While an addition is unlikely, there’s a strong possibility that the Phils will lose a player or two in the draft. Outfielder Andrew Pullin, a 2012 draft pick, is the likeliest to go. He hit .322 with a .885 OPS between Single A and Double A in 2016 and a number of teams are buzzing about him. A late-season elbow injury prevented Pullin from playing in the Arizona Fall League and factored into the Phillies’ decision to leave him unprotected.

If a team rolls the dice on Pullin, it must keep him in the majors all season or offer him back to the Phillies.

Other players who could go include first baseman/outfielder Brock Stassi, outfielder Carlos Tocci and pitchers Miguel Nunez and Hoby Milner.

All quiet for now
Phillies general manager Matt Klentak spent Wednesday meeting with agents and representatives from other clubs.

“Nothing is hot at the moment,” he said late in the day.

Klentak has brought back starting pitcher Jeremy Hellickson, added relievers Joaquin Benoit and Pat Neshek and traded for outfielder Howie Kendrick this offseason. The biggest remaining issue/question on his plate is whether to add a veteran hitter in a corner outfield spot or keep the pathway open for young players such as Roman Quinn and eventually Dylan Cozens and Nick Williams. 

“Successfully balancing the present and the future is the single greatest challenge that a baseball operations department faces,” Klentak said. “We’ve talked about it all offseason. The decisions that we are making right now about giving playing time to a young player that has cut his teeth in Triple A and needs that opportunity to take the next step as opposed to a shorter-term solution from the outside — that’s one of the main challenges that we’ve run into this offseason.”

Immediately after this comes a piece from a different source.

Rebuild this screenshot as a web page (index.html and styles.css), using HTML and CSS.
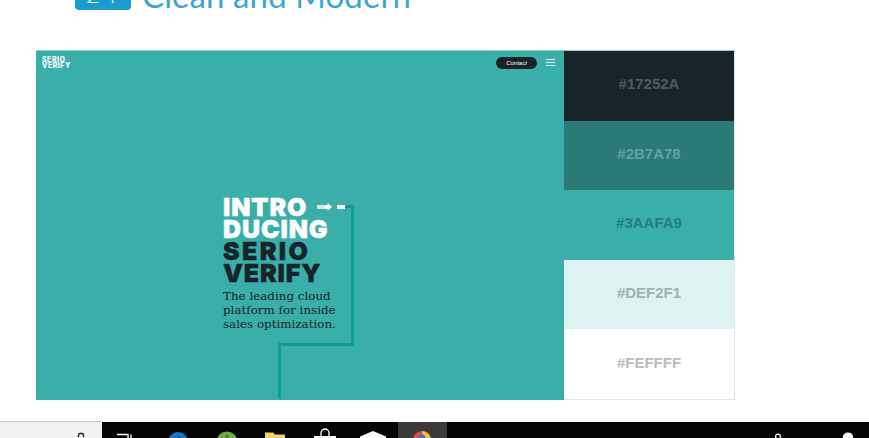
FILE: index.html
```html
<!DOCTYPE html>
<html lang="en">
<head>
  <meta charset="UTF-8">
  <meta name="viewport" content="width=device-width, initial-scale=1">
  <title>Clean and Modern</title>
  <link rel="stylesheet" href="styles.css">
</head>
<body>
<div class="page">
  <h2 class="titulo">
    <span class="badge">24</span>
    <span class="titulo-texto">Clean and Modern</span>
  </h2>

  <div class="figura">
    <div class="hero">
      <div class="hero-top">
        <div class="logo">SERIO<br>VERIFY</div>
        <div class="hero-nav">
          <span class="contact">Contact</span>
          <span class="menu"><i></i><i></i><i></i></span>
        </div>
      </div>
      <div class="hero-body">
        <div class="intro">
          <div class="intro-linha">
            <span class="branco">INTRO</span>
            <svg class="seta" width="30" height="8" viewBox="0 0 30 8">
              <rect x="0" y="2" width="8" height="4" fill="#cfe9e7"/>
              <path d="M8 2h2.500V0L15 4l-4.500 4V6H8z" fill="#fff"/>
              <rect x="20" y="2" width="8" height="4" fill="#fff"/>
            </svg>
          </div>
          <div class="branco">DUCING</div>
          <div class="escuro serio">SERIO</div>
          <div class="escuro">VERIFY</div>
          <p class="sub">The leading cloud<br>platform for inside<br>sales optimization.</p>
        </div>
      </div>
      <svg class="linha" width="82" height="194" viewBox="0 0 82 194">
        <path d="M68 1.500H75.500V139.500H2.500V194" fill="none" stroke="#0f9c96" stroke-width="3"/>
      </svg>
    </div>
    <div class="paleta">
      <div class="cor cor1">#17252A</div>
      <div class="cor cor2">#2B7A78</div>
      <div class="cor cor3">#3AAFA9</div>
      <div class="cor cor4">#DEF2F1</div>
      <div class="cor cor5">#FEFFFF</div>
    </div>
  </div>

  <div class="barra">
    <div class="busca">
      <svg width="8" height="15" viewBox="0 0 8 15">
        <rect x="1.500" y="11.500" width="5" height="8" rx="1.500" fill="none" stroke="#222" stroke-width="1.400"/>
      </svg>
    </div>
    <div class="apps">
      <div class="app">
        <svg width="24" height="16" viewBox="0 0 24 16">
          <path d="M-1 16V12.500H11V16M14 12.500V16" fill="none" stroke="#fff" stroke-width="1.300"/>
        </svg>
      </div>
      <div class="app">
        <svg width="24" height="16" viewBox="0 0 24 16">
          <circle cx="12" cy="20" r="10" fill="#0c78c8"/>
          <circle cx="13" cy="20" r="4.500" fill="#000"/>
        </svg>
      </div>
      <div class="app">
        <svg width="24" height="16" viewBox="0 0 24 16">
          <circle cx="12" cy="20" r="10.500" fill="#76a844"/>
          <circle cx="12" cy="14.500" r="2" fill="#55802f"/>
        </svg>
      </div>
      <div class="app">
        <svg width="24" height="16" viewBox="0 0 24 16">
          <path d="M1 16V10.500H9L11 12.500H21V16z" fill="#f2d16f"/>
        </svg>
      </div>
      <div class="app">
        <svg width="24" height="16" viewBox="0 0 24 16">
          <path d="M8 14V11a4 4 0 0 1 8 0V14" fill="none" stroke="#fff" stroke-width="1.300"/>
          <rect x="1" y="14" width="22" height="2" fill="#fff"/>
        </svg>
      </div>
      <div class="app">
        <svg width="28" height="16" viewBox="0 0 28 16">
          <path d="M13 9L26 14.500V16H0V14.500z" fill="#fff"/>
        </svg>
      </div>
      <div class="app app-ativo">
        <svg width="24" height="16" viewBox="0 0 24 16">
          <path d="M2 16a9 9 0 0 1 9-7V16z" fill="#e8453c"/>
          <path d="M11 9a9 9 0 0 1 9 7H11z" fill="#f6c02c"/>
          <circle cx="11" cy="16" r="3.500" fill="#3d6fd8"/>
        </svg>
      </div>
    </div>
    <div class="bandeja">
      <svg width="10" height="16" viewBox="0 0 10 16">
        <circle cx="5" cy="14.500" r="2.400" fill="none" stroke="#fff" stroke-width="1.200"/>
      </svg>
      <svg width="12" height="16" viewBox="0 0 12 16">
        <path d="M1 16a5 4.500 0 0 1 10-2V16z" fill="#fff"/>
      </svg>
    </div>
  </div>
</div>
</body>
</html>
```

FILE: styles.css
```css
html, body {
  margin: 0;
  padding: 0;
  background: #ffffff;
}
.page {
  height: 438px;
  overflow: hidden;
  display: flex;
  flex-direction: column;
}
.titulo {
  display: flex;
  align-items: flex-end;
  gap: 11px;
  height: 51px;
  margin: -30px 0 29px 0;
  padding-left: 75px;
  font-weight: normal;
  box-sizing: border-box;
}
.badge {
  width: 56px;
  height: 28px;
  margin-bottom: 11px;
  background: #1a9ccf;
  border-radius: 4px;
  color: #ffffff;
  font-family: "Lato", sans-serif;
  font-weight: 300;
  font-size: 24px;
  line-height: 23px;
  text-align: center;
  letter-spacing: 3px;
  overflow: hidden;
}
.titulo-texto {
  color: #3da5d3;
  font-family: "Lato", sans-serif;
  font-weight: 400;
  font-size: 33px;
  line-height: 41px;
  margin-bottom: 5px;
  letter-spacing: 0.1px;
}
.figura {
  display: flex;
  width: 699px;
  height: 349px;
  margin-left: 36px;
  border-top: 1px solid #8fd0cc;
}
.hero {
  position: relative;
  width: 528px;
  background: #3aafa9;
  display: flex;
  flex-direction: column;
}
.hero-top {
  display: flex;
  justify-content: space-between;
  padding: 5px 9px 0 6px;
}
.logo {
  margin-top: 1px;
  color: #ffffff;
  font-family: "Inter", sans-serif;
  font-weight: 800;
  font-size: 7px;
  line-height: 6px;
  letter-spacing: 0.500px;
}
.hero-nav {
  display: flex;
  align-items: center;
  gap: 9px;
}
.contact {
  width: 41px;
  height: 12px;
  border-radius: 6px;
  background: #17252a;
  color: #ffffff;
  font-family: "Liberation Sans", sans-serif;
  font-style: italic;
  font-size: 6px;
  line-height: 12px;
  text-align: center;
}
.menu {
  display: flex;
  flex-direction: column;
  gap: 2px;
  width: 9px;
}
.menu i {
  height: 1px;
  background: #e4f5f4;
}
.hero-body {
  padding: 127px 0 0 187px;
}
.intro {
  font-family: "Inter", sans-serif;
  font-weight: 900;
  font-size: 25px;
  line-height: 22px;
  letter-spacing: 0.9px;
  -webkit-text-stroke: 0.4px currentColor;
}
.intro-linha {
  display: flex;
  align-items: center;
  gap: 10px;
}
.branco {
  color: #ffffff;
}
.escuro {
  color: #17252a;
}
.serio {
  letter-spacing: 2.400px;
}
.seta {
  flex: none;
}
.sub {
  margin: 5px 0 0 0;
  color: #17252a;
  font-family: "DejaVu Serif", serif;
  font-weight: normal;
  font-size: 11.900px;
  line-height: 14px;
  letter-spacing: 0;
  -webkit-text-stroke: 0;
}
.linha {
  position: absolute;
  left: 241px;
  top: 154px;
}
.paleta {
  width: 170px;
  height: 348px;
  display: flex;
  flex-direction: column;
  border-right: 1px solid #e6e6e6;
  border-bottom: 1px solid #e6e6e6;
  box-sizing: content-box;
}
.cor {
  flex: 1;
  display: flex;
  align-items: center;
  justify-content: center;
  padding-bottom: 4px;
  font-family: "Liberation Sans", sans-serif;
  font-weight: bold;
  font-size: 15px;
}
.cor1 { background: #17252a; color: #4b5a5f; }
.cor2 { background: #2b7a78; color: #61a3a0; }
.cor3 { background: #3aafa9; color: #1f7f80; }
.cor4 { background: #def2f1; color: #a1b1b1; }
.cor5 { background: #feffff; color: #bcbcbc; }
.barra {
  display: flex;
  height: 16px;
  margin-top: 22px;
  background: #050505;
}
.busca {
  width: 102px;
  box-sizing: border-box;
  margin-top: -1px;
  height: 17px;
  padding-left: 77px;
  background: #f2f2f2;
  border-top: 1px solid #c4c4c4;
}
.busca svg {
  display: block;
}
.apps {
  display: flex;
  padding-left: 2px;
}
.app {
  width: 49px;
  height: 16px;
  display: flex;
  justify-content: center;
}
.app-ativo {
  background: #3a3a3a;
}
.bandeja {
  flex: 1;
  display: flex;
  justify-content: flex-end;
  gap: 59px;
  padding-right: 15px;
}
```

While it’s uncertain whether the Phils will add a hitter, they most surely will make other roster tweaks as the winter moves on. They are likely to fill their backup catcher’s spot in-house (see story), but could add a utility infielder and more bullpen depth on minor-league contracts.

“I think there will probably be another move or two before we get to Clearwater,” Klentak said. “Who and when remains to be seen.”